1997年,伴随着无锡华晶的投产,“建成即落后”的现实无情地展现在人们面前。因为当时韩国的芯片技术,特别是DRAM技术已经大幅度领先于美国和日本。根据资料,在1988年三星就已经完成4M DRAM研发,仅比日本晚6个月;而到了1992年三星已经完成全球第一个64M DRAM研发。而很不幸我们华晶的技术路线年华晶一投产,实际上马上落后于韩国。
1999年,华晶成为无锡市最大的亏损企业,亏损净额高达1亿多元,当年亏损2.5亿元。最终华晶只能选择转型。但这次失败并没有让所有国内企业都选择放弃。
上海华虹当时仍然试图追赶。上海华虹跟无锡华晶一样,都选择了日本作为技术来源。它引进的是日本DRAM企业NEC,1999年9月上海华虹量产了64M的DRAM,但同样产品三星在1992年就生产出来了。
2001年互联网泡沫爆发,日本NEC企业也没有熬过去,宣布退出DRAM企业。这让上海华虹失去了技术支撑。于是上海华虹最后选择了转型,退出DRAM产业,转型做晶圆代工业务。
2004年中芯国际开始崭露头角,在上市之后,中芯国际就建立了国内第一家12寸晶圆厂,开始进军DRAM领域。到了2008年,中芯国际基本占了国内30%的DRAM份额。然而好景不长,因为中芯国际跟台积电的官司,最终导致中芯国际放弃DRAM业务。
其实,不管是80年代令人惋惜的光刻机项目雪藏,还是90年代的DRAM领域尝试突围。我国芯片产业在整个90年代和00年代,是一个非常黯淡而没落的时期。但这并没有动摇我国发展芯片产业的决心,在无数芯片产业人的前仆后继之下,新的希望正在一片废墟之中,不断积累和酝酿着。
随着2014年《国家集成电路产业发展推进纲要》的正式发布,标志着我国重新发展集成电路产业的决心重新确立起来。纲要发布后,著名的“国家集成电路产业发展投资基金”成立,就是被人们常说的“大基金”。
大基金成立后,开始重点投资大量新创立的集成电路产业相关的企业。这意味着从国家层面开始引导并推动我国芯片产业的发展。也意味着我国芯片产业,重新进入了一个高发展期。
2016年合肥长鑫成立,试图在DRAM领域取得突破。

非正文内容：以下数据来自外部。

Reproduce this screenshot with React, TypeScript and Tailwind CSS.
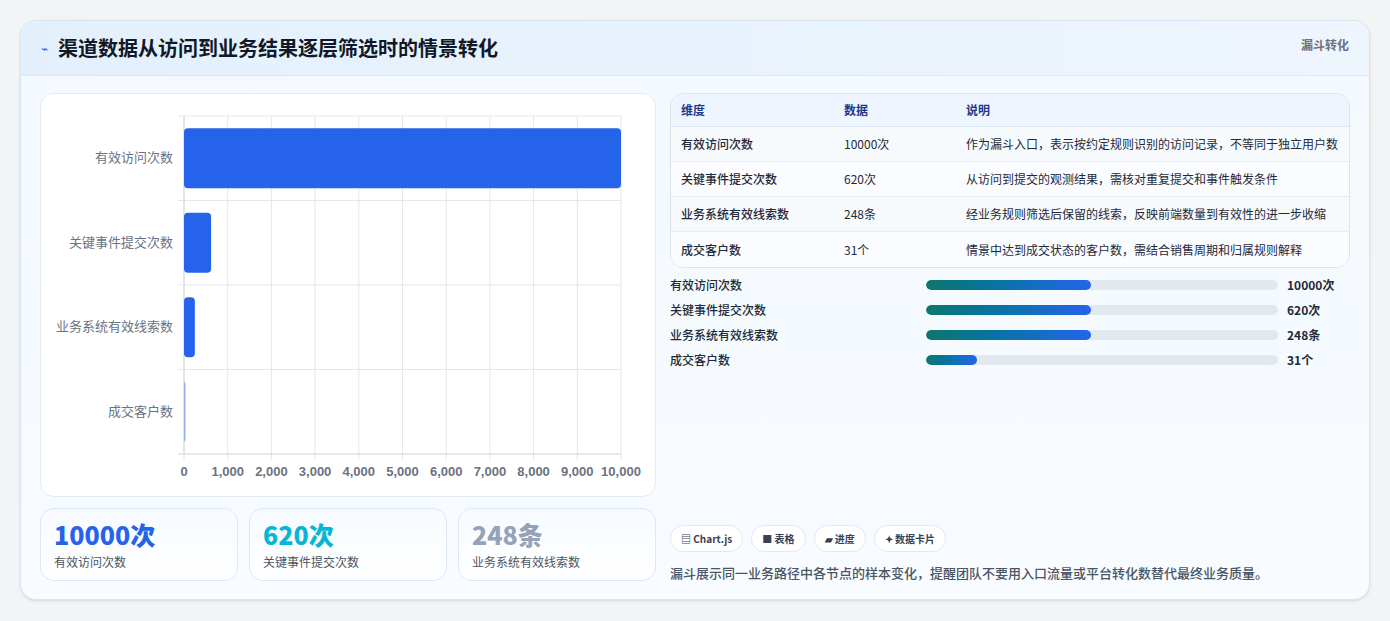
import React from "react";

const rows = [
  { n: "有效访问次数", v: 10000, t: "10000次", d: "作为漏斗入口，表示按约定规则识别的访问记录，不等同于独立用户数", p: 47 },
  { n: "关键事件提交次数", v: 620, t: "620次", d: "从访问到提交的观测结果，需核对重复提交和事件触发条件", p: 47 },
  { n: "业务系统有效线索数", v: 248, t: "248条", d: "经业务规则筛选后保留的线索，反映前端数量到有效性的进一步收缩", p: 47 },
  { n: "成交客户数", v: 31, t: "31个", d: "情景中达到成交状态的客户数，需结合销售周期和归属规则解释", p: 14.5 },
];

function Chart() {
  const L = 143, R = 580, T = 22, B = 360;
  const W = R - L;
  const band = (B - T) / 4;
  return (
    <svg width="615" height="403" className="block">
      {Array.from({ length: 11 }).map((_, i) => (
        <line key={i} x1={L + (W * i) / 10} x2={L + (W * i) / 10} y1={T} y2={B + 6} stroke="#e5e7eb" />
      ))}
      {[1, 2, 3].map((i) => (
        <line key={i} x1={L - 6} x2={R} y1={T + band * i} y2={T + band * i} stroke="#e5e7eb" />
      ))}
      <line x1={L - 6} x2={R} y1={T} y2={T} stroke="#e5e7eb" />
      <line x1={L} x2={L} y1={T} y2={B} stroke="#d1d5db" />
      <line x1={L - 6} x2={R} y1={B} y2={B} stroke="#cbd5e1" />
      {rows.map((r, i) => {
        const w = Math.max((W * r.v) / 10000, 1.5);
        const y = T + band * i + (band - 60) / 2;
        return (
          <g key={i}>
            <rect x={L} y={y} width={w} height={60} rx={4} fill={i === 3 ? "#93b4e8" : "#2563eb"} />
            <text x={L - 11} y={y + 34} textAnchor="end" fontSize="13" fill="#6b7280" fontFamily="'Noto Sans CJK SC', sans-serif">{r.n}</text>
          </g>
        );
      })}
      {Array.from({ length: 11 }).map((_, i) => (
        <text key={i} x={L + (W * i) / 10} y={B + 22} textAnchor="middle" fontSize="13" fontWeight="600" fill="#6b7280" fontFamily="'Liberation Sans', sans-serif">
          {(i * 1000).toLocaleString("en-US")}
        </text>
      ))}
    </svg>
  );
}

export default function App() {
  return (
    <div className="w-[1390px] h-[621px] bg-[#f3f4f6] pt-[20px] px-[20px]" style={{ fontFamily: "'Noto Sans CJK SC', 'Noto Sans', sans-serif" }}>
      <div className="w-[1350px] h-[580px] rounded-[16px] border border-[#d6e6f5] bg-gradient-to-b from-[#f3f9fe] to-[#f8fbff] overflow-hidden shadow-sm">
        <div className="h-[55px] bg-gradient-to-r from-[#e3f0fc] to-[#eef5fd] border-b border-[#dbe9f6] flex justify-between pl-[20px] pr-[20px]">
          <div className="flex items-center gap-[10px]">
            <span className="text-[#2563eb] text-[12px]">⌁</span>
            <span className="text-[20px] font-bold text-[#111827]">渠道数据从访问到业务结果逐层筛选时的情景转化</span>
          </div>
          <div className="pt-[15px] text-[12px] font-bold text-[#6b7280]">漏斗转化</div>
        </div>
        <div className="flex gap-[14px] px-[19px] pt-[17px]">
          <div className="w-[616px] flex flex-col gap-[11px]">
            <div className="h-[404px] bg-white rounded-[14px] border border-[#e1ebf5]">
              <Chart />
            </div>
            <div className="grid grid-cols-3 gap-[11px]">
              {[
                ["10000次", "text-[#2563eb]", "有效访问次数"],
                ["620次", "text-[#06b6d4]", "关键事件提交次数"],
                ["248条", "text-[#94a3b8]", "业务系统有效线索数"],
              ].map(([v, c, l]) => (
                <div key={l} className="h-[73px] rounded-[14px] border border-[#dce8f4] bg-gradient-to-b from-[#f7fbff] to-white px-[13px] pt-[10px]">
                  <div className={`text-[25px] leading-[30px] font-extrabold ${c}`}>{v}</div>
                  <div className="text-[12px] text-[#4b5563] mt-[4px]">{l}</div>
                </div>
              ))}
            </div>
          </div>
          <div className="w-[681px] flex flex-col">
            <div className="rounded-[14px] border border-[#d8e4f0] overflow-hidden bg-white">
              <div className="h-[33px] bg-[#eef5fe] border-b border-[#dbe6f1] flex items-center text-[12px] font-bold text-[#1e3a8a]">
                <div className="w-[173px] pl-[10px]">维度</div>
                <div className="w-[122px]">数据</div>
                <div>说明</div>
              </div>
              {rows.map((r, i) => (
                <div key={i} className={`h-[35px] flex items-center text-[12px] text-[#1f2937] ${i < 3 ? "border-b border-[#e5edf5]" : ""} ${i % 2 ? "bg-[#fafcff]" : "bg-[#f7fafd]"}`}>
                  <div className="w-[173px] pl-[10px] font-medium">{r.n}</div>
                  <div className="w-[122px]">{r.t}</div>
                  <div className="whitespace-nowrap">{r.d}</div>
                </div>
              ))}
            </div>
            <div className="mt-[8px] flex flex-col gap-[7px]">
              {rows.map((r, i) => (
                <div key={i} className="h-[18px] flex items-center text-[12px] font-medium text-[#1f2937]">
                  <div className="w-[256px]">{r.n}</div>
                  <div className="w-[352px] h-[10px] rounded-full bg-[#e2e8f0] overflow-hidden">
                    <div className="h-full rounded-full bg-gradient-to-r from-[#0f766e] to-[#2563eb]" style={{ width: `${r.p}%` }} />
                  </div>
                  <div className="pl-[9px] font-bold">{r.t}</div>
                </div>
              ))}
            </div>
            <div className="mt-[156px] flex gap-[8px]">
              {["▤ Chart.js", "■ 表格", "▰ 进度", "✦ 数据卡片"].map((c) => (
                <div key={c} className="h-[27px] px-[10px] rounded-full border border-[#e2e8f0] bg-white flex items-center text-[10px] font-bold text-[#374151]">{c}</div>
              ))}
            </div>
            <div className="mt-[11px] text-[13px] font-medium text-[#4b5563]">漏斗展示同一业务路径中各节点的样本变化，提醒团队不要用入口流量或平台转化数替代最终业务质量。</div>
          </div>
        </div>
      </div>
    </div>
  );
}
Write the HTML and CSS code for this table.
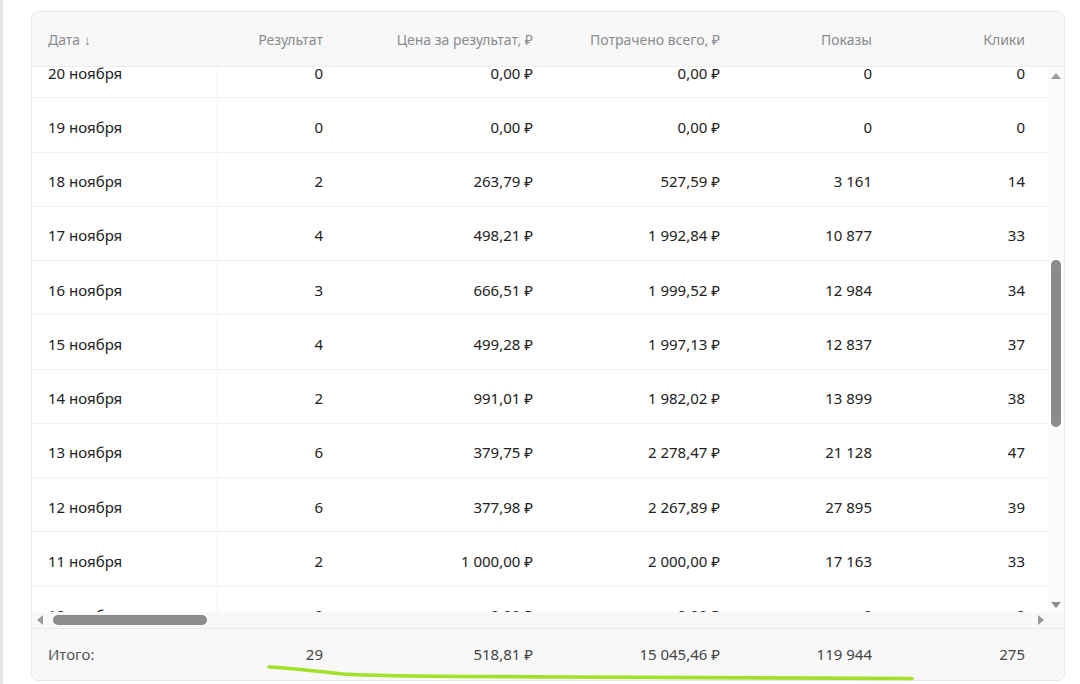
FILE: index.html
```html
<!DOCTYPE html>
<html lang="ru">
<head>
<meta charset="utf-8">
<link rel="stylesheet" href="styles.css">
</head>
<body>
<div class="page">
  <div class="card">
    <div class="head row-grid">
      <div class="c c1">Дата ↓</div>
      <div class="c c2">Результат</div>
      <div class="c c3">Цена за результат, ₽</div>
      <div class="c c4">Потрачено всего, ₽</div>
      <div class="c c5">Показы</div>
      <div class="c c6">Клики</div>
    </div>
    <div class="scroller">
      <div class="viewport">
        <div class="rows">
          <div class="row row-grid"><div class="c c1">20 ноября</div><div class="c c2">0</div><div class="c c3">0,00 ₽</div><div class="c c4">0,00 ₽</div><div class="c c5">0</div><div class="c c6">0</div></div>
          <div class="row row-grid"><div class="c c1">19 ноября</div><div class="c c2">0</div><div class="c c3">0,00 ₽</div><div class="c c4">0,00 ₽</div><div class="c c5">0</div><div class="c c6">0</div></div>
          <div class="row row-grid"><div class="c c1">18 ноября</div><div class="c c2">2</div><div class="c c3">263,79 ₽</div><div class="c c4">527,59 ₽</div><div class="c c5">3 161</div><div class="c c6">14</div></div>
          <div class="row row-grid"><div class="c c1">17 ноября</div><div class="c c2">4</div><div class="c c3">498,21 ₽</div><div class="c c4">1 992,84 ₽</div><div class="c c5">10 877</div><div class="c c6">33</div></div>
          <div class="row row-grid"><div class="c c1">16 ноября</div><div class="c c2">3</div><div class="c c3">666,51 ₽</div><div class="c c4">1 999,52 ₽</div><div class="c c5">12 984</div><div class="c c6">34</div></div>
          <div class="row row-grid"><div class="c c1">15 ноября</div><div class="c c2">4</div><div class="c c3">499,28 ₽</div><div class="c c4">1 997,13 ₽</div><div class="c c5">12 837</div><div class="c c6">37</div></div>
          <div class="row row-grid"><div class="c c1">14 ноября</div><div class="c c2">2</div><div class="c c3">991,01 ₽</div><div class="c c4">1 982,02 ₽</div><div class="c c5">13 899</div><div class="c c6">38</div></div>
          <div class="row row-grid"><div class="c c1">13 ноября</div><div class="c c2">6</div><div class="c c3">379,75 ₽</div><div class="c c4">2 278,47 ₽</div><div class="c c5">21 128</div><div class="c c6">47</div></div>
          <div class="row row-grid"><div class="c c1">12 ноября</div><div class="c c2">6</div><div class="c c3">377,98 ₽</div><div class="c c4">2 267,89 ₽</div><div class="c c5">27 895</div><div class="c c6">39</div></div>
          <div class="row row-grid"><div class="c c1">11 ноября</div><div class="c c2">2</div><div class="c c3">1 000,00 ₽</div><div class="c c4">2 000,00 ₽</div><div class="c c5">17 163</div><div class="c c6">33</div></div>
          <div class="row row-grid"><div class="c c1">10 ноября</div><div class="c c2">0</div><div class="c c3">0,00 ₽</div><div class="c c4">0,00 ₽</div><div class="c c5">0</div><div class="c c6">0</div></div>
        </div>
      </div>
      <div class="vbar">
        <span class="arr arr-up"></span>
        <div class="vtrack"><div class="vthumb"></div></div>
        <span class="arr arr-down"></span>
      </div>
      <div class="hbar">
        <span class="arr arr-left"></span>
        <div class="htrack"><div class="hthumb"></div></div>
        <span class="arr arr-right"></span>
      </div>
      <div class="corner"></div>
    </div>
    <div class="foot row-grid">
      <div class="c c1">Итого:</div>
      <div class="c c2">29</div>
      <div class="c c3">518,81 ₽</div>
      <div class="c c4">15 045,46 ₽</div>
      <div class="c c5">119 944</div>
      <div class="c c6">275</div>
    </div>
  </div>
  <svg class="mark" width="1080" height="684" viewBox="0 0 1080 684">
    <path d="M266 667 C 290 668, 310 671, 340 674 C 390 677, 470 676, 560 677 C 700 678, 820 678, 909 678.5" fill="none" stroke="#a3e02a" stroke-width="3.6" stroke-linecap="round"/>
  </svg>
</div>
</body>
</html>
```

FILE: styles.css
```css
* { box-sizing: border-box; }
html, body { margin: 0; padding: 0; }
body {
  width: 1080px;
  height: 684px;
  background: #ffffff;
  font-family: "Noto Sans", "Open Sans", sans-serif;
  font-size: 14px;
  color: #222222;
  overflow: hidden;
}
.page {
  position: relative;
  width: 1080px;
  height: 684px;
  border-left: 3px solid #e6e6e6;
  padding: 11px 0 0 28px;
}
.card {
  width: 1034px;
  height: 670px;
  border: 1px solid #e7e7e7;
  border-radius: 8px;
  overflow: hidden;
  display: flex;
  flex-direction: column;
  background: #fff;
}
.row-grid {
  display: grid;
  grid-template-columns: 186px 121px 210px 187px 152px 153px 200px;
  align-items: center;
  white-space: nowrap;
}
.c { padding: 0 16px; }
.c1 { text-align: left; }
.c2, .c3, .c4, .c5, .c6 { text-align: right; }
.head {
  flex: 0 0 55px;
  background: #f8f8f8;
  color: #878c91;
  border-bottom: 1px solid #eeeeee;
}
.scroller {
  flex: 0 0 561px;
  display: grid;
  grid-template-columns: 1fr 16px;
  grid-template-rows: 545px 16px;
}
.viewport {
  overflow: hidden;
  background: #fff;
}
.rows { margin-top: -23px; font-size: 15px; }
.row {
  height: 54.25px;
  border-bottom: 1px solid #efefef;
  align-items: stretch;
}
.row .c { display: flex; align-items: center; padding-top: 4px; }
.row .c2, .row .c3, .row .c4, .row .c5, .row .c6 { justify-content: flex-end; }
.row .c1 { border-right: 1px solid #f3f3f3; }
.vbar {
  background: #fbfbfb;
  display: flex;
  flex-direction: column;
  align-items: center;
  padding: 6px 0 4px;
}
.vtrack { flex: 1; width: 10px; padding-top: 181px; }
.vthumb { width: 10px; height: 167px; border-radius: 5px; background: #8c8c8c; }
.hbar {
  background: #f8f8f8;
  display: flex;
  align-items: center;
  padding: 0 4px 0 5px;
}
.htrack { flex: 1; height: 10px; padding-left: 10px; }
.hthumb { width: 154px; height: 10px; border-radius: 5px; background: #8c8c8c; }
.corner { background: #f8f8f8; }
.arr { display: block; width: 0; height: 0; flex: 0 0 auto; }
.arr-up { border-left: 5px solid transparent; border-right: 5px solid transparent; border-bottom: 6px solid #9a9a9a; }
.arr-down { border-left: 5px solid transparent; border-right: 5px solid transparent; border-top: 6px solid #8f8f8f; }
.arr-left { border-top: 5px solid transparent; border-bottom: 5px solid transparent; border-right: 6px solid #9a9a9a; }
.arr-right { border-top: 5px solid transparent; border-bottom: 5px solid transparent; border-left: 6px solid #9a9a9a; }
.foot {
  flex: 1;
  background: #f8f8f8;
  border-top: 1px solid #ececec;
  color: #444444;
  font-size: 15px;
  padding-bottom: 1px;
}
.foot .c1 { color: #555555; }
.mark {
  position: absolute;
  left: 0;
  top: 0;
  pointer-events: none;
}
```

在投入数百亿的资金之后,于2018年,建成中国第一座12英寸DRAM生产厂,到2019年9月20日,合肥长鑫宣布正式投产,并达到了国际主流的DRAM水平,目前该公司采用19纳米的8Gb DDR4已经投产,8Gb LPDDR4/4X也正式投产。
此外,与国际存储大厂6年的路程相比,紫光集团旗下的长江存储仅用了短短3年时间实现了3D NAND的32层、64层、128层的跨越并成功打入华为供应链。2020年第三季度数据显示,长江存储市场占有率已进入全球第七。
我们现在甚至可以在京东和天猫上买到了使用国产颗粒的内存条和使用长江存储64层闪存颗粒的致钛等品牌SS。